RECORDED DATA:

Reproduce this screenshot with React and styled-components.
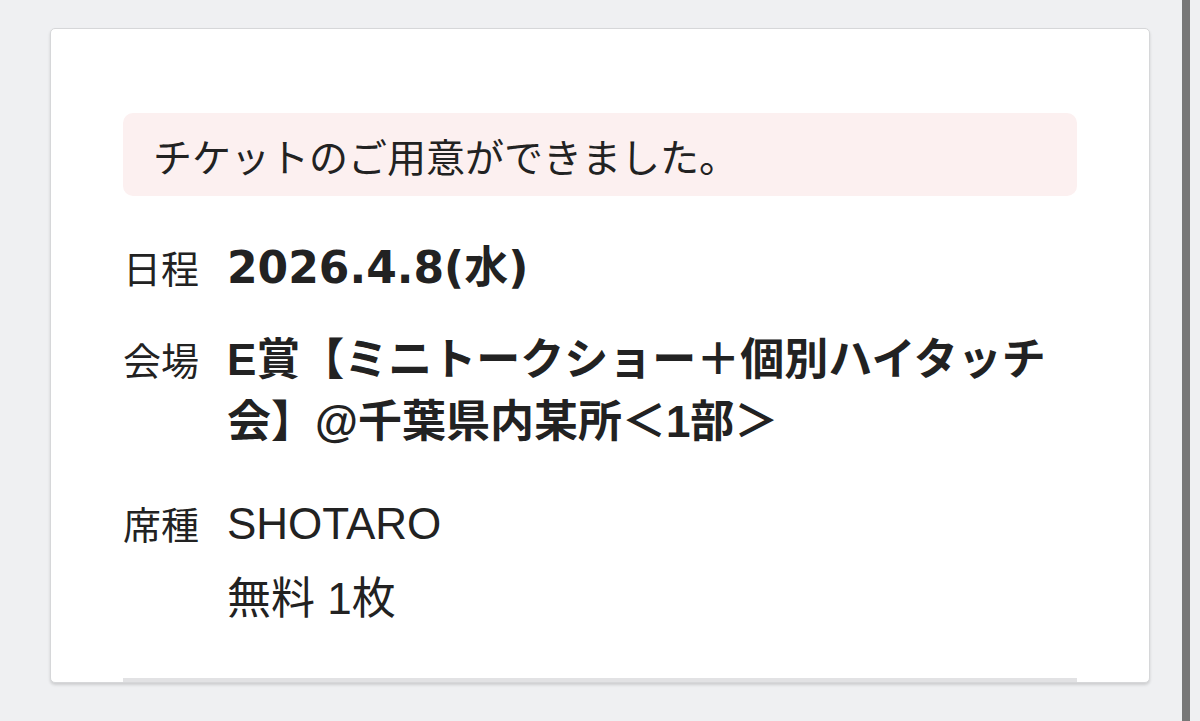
import React from 'react';
import styled, { createGlobalStyle } from 'styled-components';

const GlobalStyle = createGlobalStyle`
  html, body {
    margin: 0;
    padding: 0;
    background: #eff0f2;
  }
  body {
    font-family: "DejaVu Sans", "Noto Sans CJK JP", sans-serif;
    color: #222222;
  }
`;

const Page = styled.div`
  display: flex;
  height: 721px;
  overflow: hidden;
`;

const Main = styled.div`
  flex: 1;
  padding: 28px 32px 0 50px;
`;

const ScrollBar = styled.div`
  width: 8px;
  margin-right: 10px;
  background: #777777;
`;

const Card = styled.div`
  height: 655px;
  box-sizing: border-box;
  background: #ffffff;
  border: 1px solid #d6d7d9;
  border-radius: 5px;
  box-shadow: 0 2px 3px rgba(0, 0, 0, 0.14);
  padding: 84px 72px 0 72px;
  display: flex;
  flex-direction: column;
  overflow: hidden;
`;

const Notice = styled.div`
  background: #fcf0f0;
  border-radius: 10px;
  height: 83px;
  padding: 0 30px;
  display: flex;
  align-items: center;
  font-family: "Noto Sans CJK JP", sans-serif;
  font-size: 39px;
  color: #222222;
`;

const Details = styled.div`
  flex: 1;
  display: flex;
  flex-direction: column;
  padding-top: 40px;
`;

const Row = styled.div`
  display: flex;
  align-items: baseline;
  margin-top: ${p => p.$top || 0}px;
`;

const Label = styled.div`
  flex: 0 0 104px;
  font-family: "Noto Sans CJK JP", sans-serif;
  font-size: 38px;
  line-height: 62px;
  color: #222222;
`;

const Value = styled.div`
  flex: 1;
  font-family: ${p => (p.$wide ? '"DejaVu Sans", "Noto Sans CJK JP", sans-serif' : '"Liberation Sans", "Noto Sans CJK JP", sans-serif')};
  font-size: ${p => p.$size || 44}px;
  line-height: 62px;
  font-weight: ${p => (p.$bold ? 700 : 400)};
  color: #222222;
`;

const SubLine = styled.div`
  margin-top: 13px;
`;

const Divider = styled.div`
  height: 4px;
  background: #e2e2e4;
`;

export default function App() {
  return (
    <>
      <GlobalStyle />
      <Page>
        <Main>
          <Card>
            <Notice>チケットのご用意ができました。</Notice>
            <Details>
              <Row>
                <Label>日程</Label>
                <Value $bold $wide>2026.4.8(水)</Value>
              </Row>
              <Row $top={29}>
                <Label>会場</Label>
                <Value $bold>E賞【ミニトークショー＋個別ハイタッチ会】@千葉県内某所＜1部＞</Value>
              </Row>
              <Row $top={39}>
                <Label>席種</Label>
                <Value>
                  SHOTARO
                  <SubLine>無料 1枚</SubLine>
                </Value>
              </Row>
            </Details>
            <Divider />
          </Card>
        </Main>
        <ScrollBar />
      </Page>
    </>
  );
}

TASK DIRECTIONS:
Using the listing above, work out how many of its lines include "React", and give only the result.

CORRECT OUTPUT:
2